The graveyard was initially divided into five sections. In addition, to those for members of the Church of England, and Presbyterian, Weslyen, and Roman Catholics, there was a fifth section for those of other denominations.

Enough with tunnels. This is what you’d see looking at the gun emplacements and balconies from below.

We headed off the Rock and passed this statue in the “Old Town”. Here is one of my Naval Heroes: Lord Nelson.

Vice Admiral Horatio Nelson, 1st Viscount Nelson, 1st Duke of Bronté (29 September 1758 – 21 October 1805) was a British flag officer in the Royal Navy. He was noted for his inspirational leadership, superb grasp of strategy, and unconventional tactics, which together resulted in a number of decisive naval victories, particularly during the Napoleonic Wars.

He was wounded several times in combat, losing the sight in one eye in Corsica and most of one arm in the unsuccessful attempt to conquer Tenerife. He was shot and killed aboard the HMS Victory during his final victory at the  near the Port City of Cadiz in 1805.

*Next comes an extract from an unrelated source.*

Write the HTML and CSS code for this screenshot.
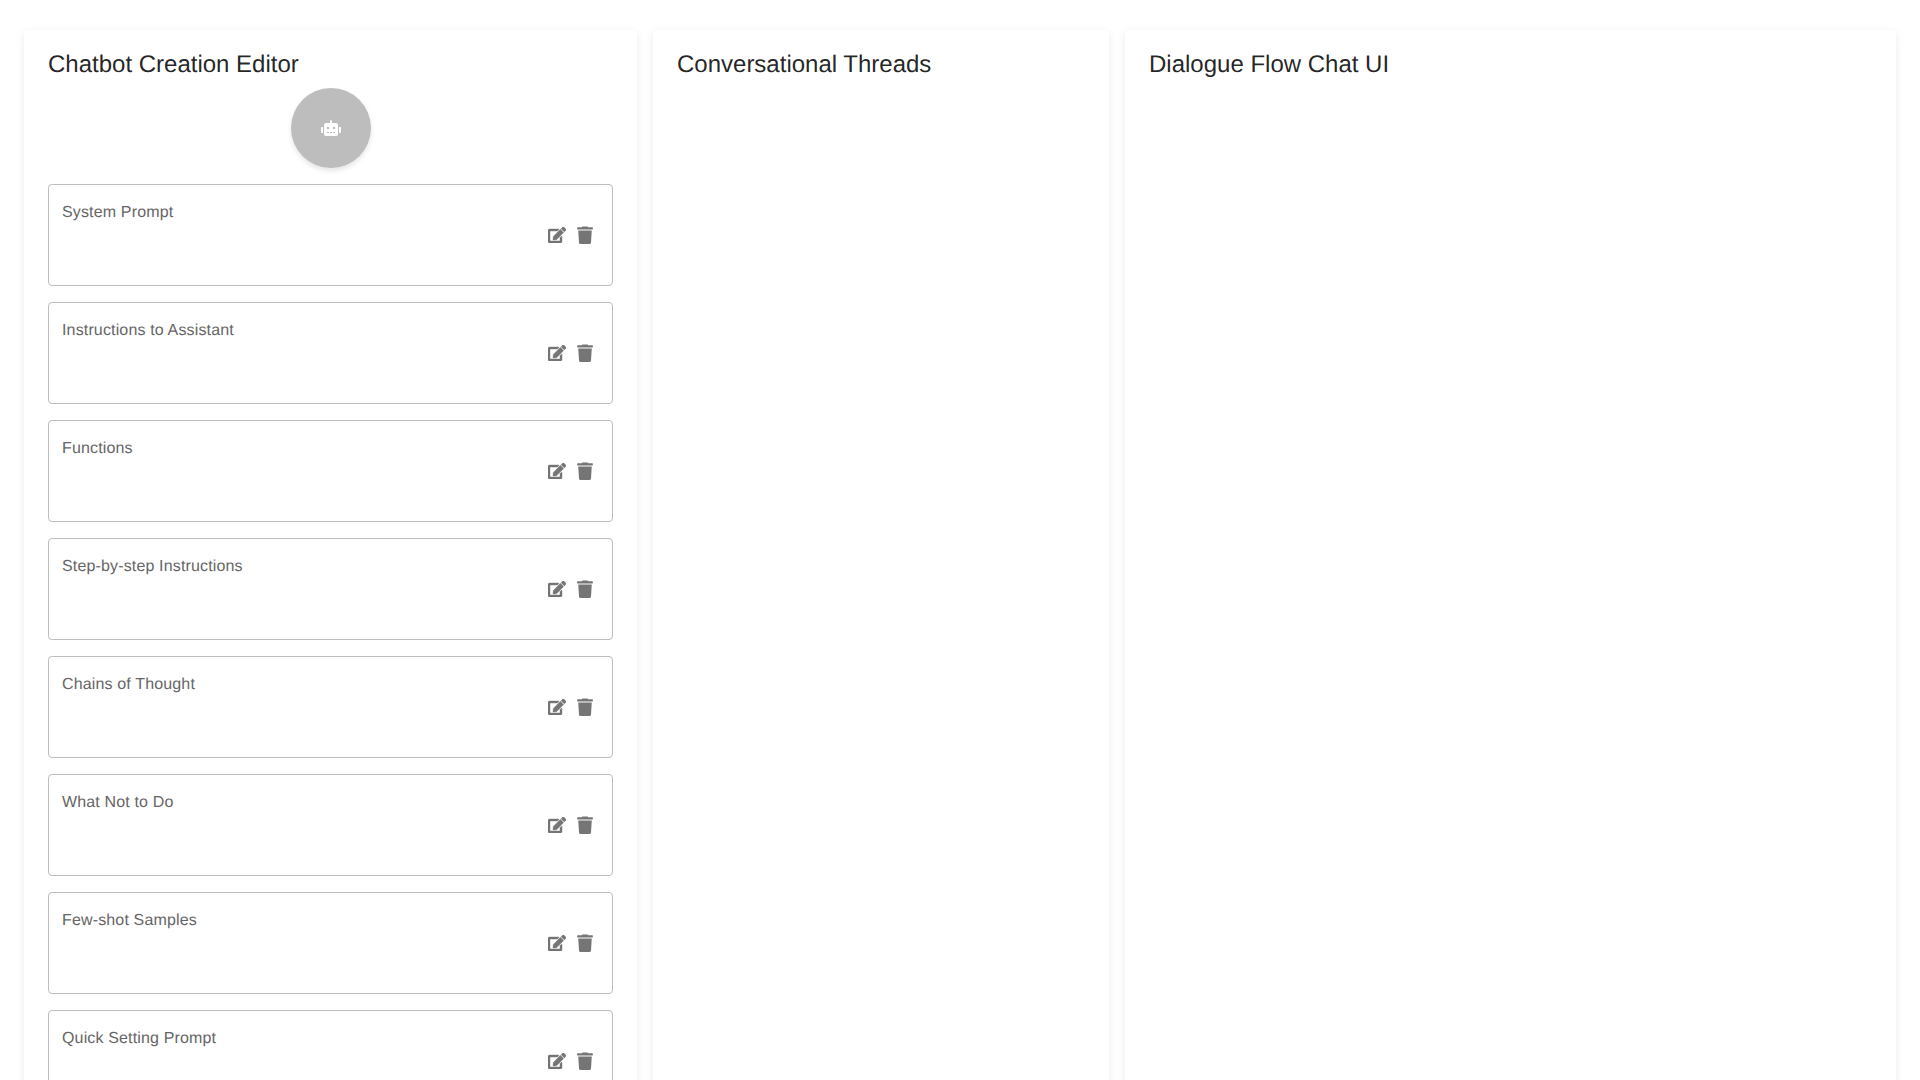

His statue is on a column in Trafalgar Square, London and the HMS Victory is now dry docked the Portsmouth, England.

Here is a queer “Whatzit” picture.  It  turns out that there is a desalinization plant beyond those rocks and the super salty waste water is returned to the sea here.

This is the south-western most point of land in Gibraltar and Europe. It is called Europa Point.

Here is the  Ibrahim-al-Ibrahim Mosque,  the southernmost mosque in continental Europe, and is one of the largest mosques in a non-Muslim country.

Here is how fresh sardines are broiled.

Here are Bob Wahl and myself.  In the far distance above Bob’s head you can just make out a sliver of land.  That’s Africa!

Note: We’re both wearing our “Whispers”.

Here is a street map of the city.  What is not shown is the “Old Town” that is at the base of the back of the Rock.

Here is a post card picture of “Old Town Gibraltar”.

Here is Main street “New Town”. It;s a trendy, toney shopping street. that ended up in a square.  We all met there and got the bus to a very nice restaurant  at  Catalan Bay called the “Caleta Hotel”.

We were bussd back to our hotel in Torremolinos. where Bob, Sandra and I took a walk and had fish at a sea food restaurant on the beach.

From there it was an early evening for me.   Thus ended Day 8.